By: Ardis E. Parshall - July 15, 2014

D. (my age) and her mother lived near enough each other that one dropped by the other’s house every few days. They shared a cup of coffee in the kitchen, caught each other up on family news, and generally enjoyed each other’s company for half an hour before going back to the business of the day. It wasn’t about the coffee, of course – they weren’t sampling different beans and writing reviews for anybody – but because they always drank that coffee, it was an important part of their mother-daughter ritual.

Then D. joined the Church; her mother did not. She wasn’t antagonistic, but was especially interested in discussing that part of her daughter’s new life. They still met in their kitchens every few days, with D. drinking something other than coffee, and they still discussed the growing grandchildren, but things were different, at least for D.’s mother. Their ritual had changed, and it seemed like Mormonism hung like an unexplored fog between them, no matter how much they loved each other and how much else they shared.

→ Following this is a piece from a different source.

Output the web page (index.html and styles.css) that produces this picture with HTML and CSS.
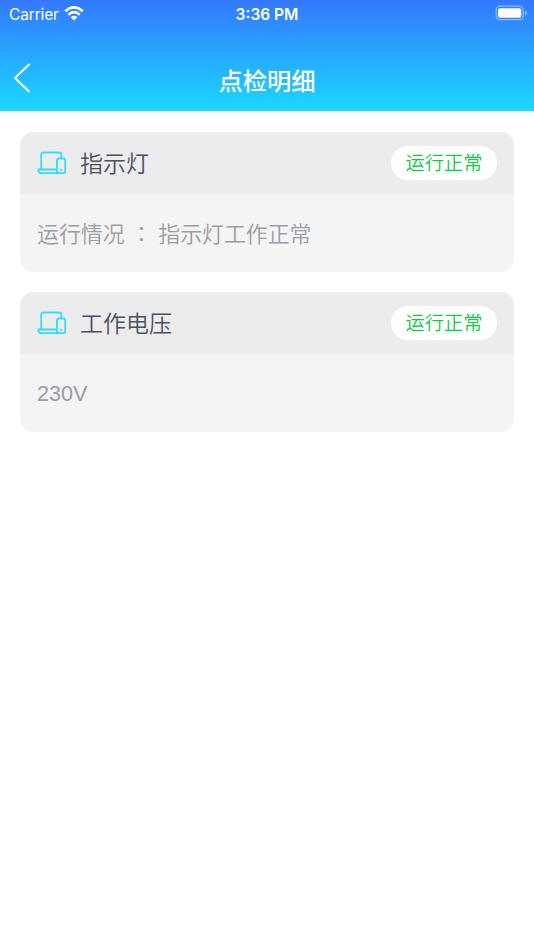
FILE: index.html
```html
<!DOCTYPE html>
<html lang="zh-CN">
<head>
<meta charset="utf-8">
<title>点检明细</title>
<link rel="stylesheet" href="styles.css">
</head>
<body>
<svg class="defs" width="0" height="0" aria-hidden="true">
  <symbol id="devices" viewBox="0 0 30 26">
    <path d="M4.200 19V4.700Q4.200 2.500 6.400 2.500H22.200Q24.400 2.500 24.400 4.700V8M19.500 19.500H1.300V20Q1.300 23.200 4.500 23.200H21.500"/>
    <rect x="19.900" y="8.500" width="8.300" height="14.700" rx="2"/>
    <circle cx="24" cy="20" r=".3"/>
  </symbol>
</svg>
<header class="header">
  <div class="status">
    <div class="carrier"><span>Carrier</span>
      <svg class="wifi" width="20" height="15" viewBox="0 0 20 15"><path d="M1.200 5.200Q10-2.500 18.800 5.200M4.300 8.700Q10 3.700 15.700 8.700" fill="none" stroke="#fff" stroke-width="2.700"/><path d="M6.700 11.200Q10 8.400 13.300 11.200L10 14.600Z" fill="#fff"/></svg>
    </div>
    <div class="time">3:36 PM</div>
    <svg class="battery" width="32" height="16" viewBox="0 0 32 16"><rect x="1.200" y="1.200" width="27" height="13.500" rx="4" fill="none" stroke="#fff" stroke-opacity=".45" stroke-width="1.300"/><rect x="3" y="3.200" width="23.200" height="9.500" rx="2" fill="#fff"/><path d="M30 5.500Q32 6.200 32 8T30 10.500Z" fill="#fff" fill-opacity=".5"/></svg>
  </div>
  <nav class="nav">
    <svg class="back" width="18" height="30" viewBox="0 0 18 30"><path d="M16 1.500L2 15L16 28.500"/></svg>
    <h1 class="title">点检明细</h1>
  </nav>
</header>
<main class="list">
  <section class="card">
    <div class="card-head">
      <svg class="device"><use href="#devices"/></svg>
      <h2 class="name">指示灯</h2>
      <span class="badge">运行正常</span>
    </div>
    <p class="card-body">运行情况 <span class="colon" lang="zh-TW">：</span> 指示灯工作正常</p>
  </section>
  <section class="card">
    <div class="card-head">
      <svg class="device"><use href="#devices"/></svg>
      <h2 class="name">工作电压</h2>
      <span class="badge">运行正常</span>
    </div>
    <p class="card-body latin">230V</p>
  </section>
</main>
</body>
</html>
```
FILE: styles.css
```css
* { box-sizing: border-box; }
body {
  margin: 0;
  min-height: 950px;
  background: #fff;
  font-family: "Noto Sans CJK SC", sans-serif;
}
h1, h2, p { margin: 0; font-weight: 400; }
.defs { display: none; }
.header {
  height: 111px;
  background: linear-gradient(#3478ff, #1bd8ff);
  color: #fff;
}
.status {
  display: grid;
  grid-template-columns: 1fr auto 1fr;
  align-items: center;
  height: 27px;
  padding: 0 7px 0 9px;
  font-family: Inter, sans-serif;
  font-size: 15.500px;
}
.carrier { display: flex; align-items: center; gap: 6px; letter-spacing: -.15px; }
.carrier span, .time { padding-top: 1px; }
.wifi { margin: -1px 0 0 -.500px; }
.time { margin-left: -2px; font-weight: 600; }
.battery { justify-self: end; margin-top: -1px; }
.nav {
  display: grid;
  grid-template-columns: 60px 1fr 60px;
  align-items: center;
  height: 84px;
  padding-top: 22px;
}
.back { margin: -4px 0 0 13px; fill: none; stroke: #fff; stroke-width: 2; stroke-linecap: round; stroke-linejoin: round; }
.title { text-align: center; font-size: 24.300px; font-weight: 500; line-height: 36px; }
.list { display: grid; gap: 20.500px; padding: 20.500px 20px 0; }
.card { height: 140px; border-radius: 13px; overflow: hidden; background: #f4f4f4; }
.card-head {
  display: flex;
  align-items: center;
  height: 62.300px;
  padding: 0 17px;
  background: #ececec;
}
.device { width: 30px; height: 26px; fill: none; stroke: #32dcfd; stroke-width: 1.800; stroke-linejoin: round; }
.name { margin: -2px 0 0 13px; color: #4b5362; font-size: 23px; font-weight: 350; line-height: 34px; }
.badge {
  width: 106px;
  height: 34px;
  margin-left: auto;
  border-radius: 17px;
  background: #fff;
  color: #0bcd43;
  font-size: 19.300px;
  font-weight: 350;
  line-height: 33px;
  text-align: center;
}
.card-body { padding: 0 17px; color: #9a9da3; font-size: 21.900px; font-weight: 350; line-height: 77px; white-space: pre; }
.latin { font-family: "Liberation Sans", sans-serif; font-size: 21.600px; line-height: 79px; }
.colon { margin: 0 1px; font-family: "Noto Sans CJK TC", sans-serif; }
```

D.’s mother recognized the change, and mourned it, even as she maintained the most loving of relationships with D.

I thought of that last week when Robert Kirby of the Salt Lake Tribune published a column, “How Much Pain Does Your Faith Cause?” which has been getting a moderate amount of love around Facebook over the weekend. I think the shares and comments of approval are probably based on the inference that Kirby is calling for love and tolerance and kum-ba-yah when a family member leaves the Church. That isn’t what he says, though – and I hate hate hate the wrongness of what he does say.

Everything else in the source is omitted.